Sabotaging weight loss
When being overweight plays a 'protective role', there may be a subconscious resistance to weight loss efforts and any success is followed by putting the weight back on. An example of this is when a child has been sexually abused, engages in comfort eating, so by about puberty age has gained extra weight and notices that the perpetrator has lost interest. What the child 'learns subconsciously' is that being overweight discouages sexual interest by others. In therapy there are two issues that need addressing: the source of the 'need' for comfort eating and the subconscious 'saboteur'.
The question arises as to whether foods can be addictive and the implication this has for weight gain and hindering efforts to gain control and lose weight. Terminology commonly used to describe desire for consuming particular high-calorie foods
reflects an understanding that the experience has much in common with addiction to illicit drugs. For example, ‘chocoholic’, ‘chocolate craving’, ‘carbohydrate craving’, and ‘sugar hit’ imply, even if in jest, addiction-like behaviour. Given that foods which are frequently ‘craved’ tap into the same neurotransmitter systems associated with addiction to illicit drugs, the commonalities are plausibly real. How can foods be addictive when they do not contain psycho active substances or even if they do (eg, chocolate), these substances are in concentrations too low to be responsible for addiction?

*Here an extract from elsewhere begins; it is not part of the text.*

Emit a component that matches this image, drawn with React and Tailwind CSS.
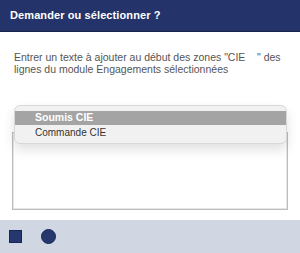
export default function App() {
  return (
    <div className="w-[300px] h-[253px] flex flex-col bg-white overflow-hidden" style={{ fontFamily: '"Liberation Sans", Arial, sans-serif' }}>
      <div className="h-[32px] shrink-0 bg-[#24346a] border-b border-[#18234a] flex items-center px-[10px]">
        <span className="text-white font-bold text-[11px] tracking-[0.1px]">Demander ou sélectionner ?</span>
      </div>
      <div className="flex-1 flex flex-col px-[12px]">
        <p className="mt-[19px] pl-[2px] text-[10.5px] leading-[12px] text-[#555555]">
          Entrer un texte à ajouter au début des zones "CIE&nbsp;&nbsp;&nbsp;&nbsp;" des lignes du module Engagements sélectionnées
        </p>
        <div className="relative mt-[57px]">
          <div className="h-[78px] w-[276px] border border-[#bdbdbd] bg-white shadow-[inset_0_0_0_1px_#e6e6e6]"></div>
          <div className="absolute left-[2px] top-[-27px] w-[273px] rounded-[6px] bg-[#f1f1f1] border border-[#d8d8d8] pt-[5px] pb-[4px] shadow-[0_6px_12px_rgba(0,0,0,0.12)]">
            <div className="h-[14px] bg-[#a4a4a4] flex items-center pl-[20px] text-white text-[10.5px] font-semibold">Soumis CIE</div>
            <div className="h-[14px] flex items-center pl-[20px] text-[#333333] text-[10px]">Commande CIE</div>
          </div>
        </div>
      </div>
      <div className="h-[33px] shrink-0 bg-[#d1d6e3] flex items-center pl-[9px] gap-[19px]">
        <div className="w-[13px] h-[13px] bg-[#24386e] border border-[#17265a]"></div>
        <div className="w-[15px] h-[15px] rounded-full bg-[#24386e] border border-[#17265a]"></div>
      </div>
    </div>
  );
}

The fact that behaviour such as gambling and sex can become addictive without consumption of a substance suggests that consumption of a psycho-active substance is not necessary for addiction to develop. There may be a role played by the higher concentrations in high-calorie processed foods over-stimulating appetite regulation mechanism resulting in over-stimulation of the relevant
neurotransmitter (opioids and dopamine) release. The culprit generally considered to be implicated in addiction is dopamine
(reward or reinforcing hormone) released into the pleasure centre of the brain.
You may consider that you are not addicted to any particular type of food, but if you are unable to resist having a high calorie snack when you know you should resist it, then you are addicted. It could be said that society is addicted to the dopamine ’hit’ from ‘artificial sources’ of dopamine, such as highly palatable, high calorie food.This is characterised in television cooking shows where the emphasis is on getting away from natural food flavours and adding more and more flavours to boost palatability and enjoyment (ie, dopamine ‘hit’).
The principal function of food is to provide nourishment for the physical body. However, in the modern fast-paced life of materialism, consumerism, instant gratification and disposable sex partners, for many people, life is full of stress and pressure, but lacks meaning, satisfaction, rewarding activities or true human connection. Hence, through exploitation (of evolutionary biology and the involvement of dopamine and endorphins), the role of food in society has shifted to become a substitute (‘artificial source’ of dopamine) or principal source of nurturing and pleasure – both for giving and receiving.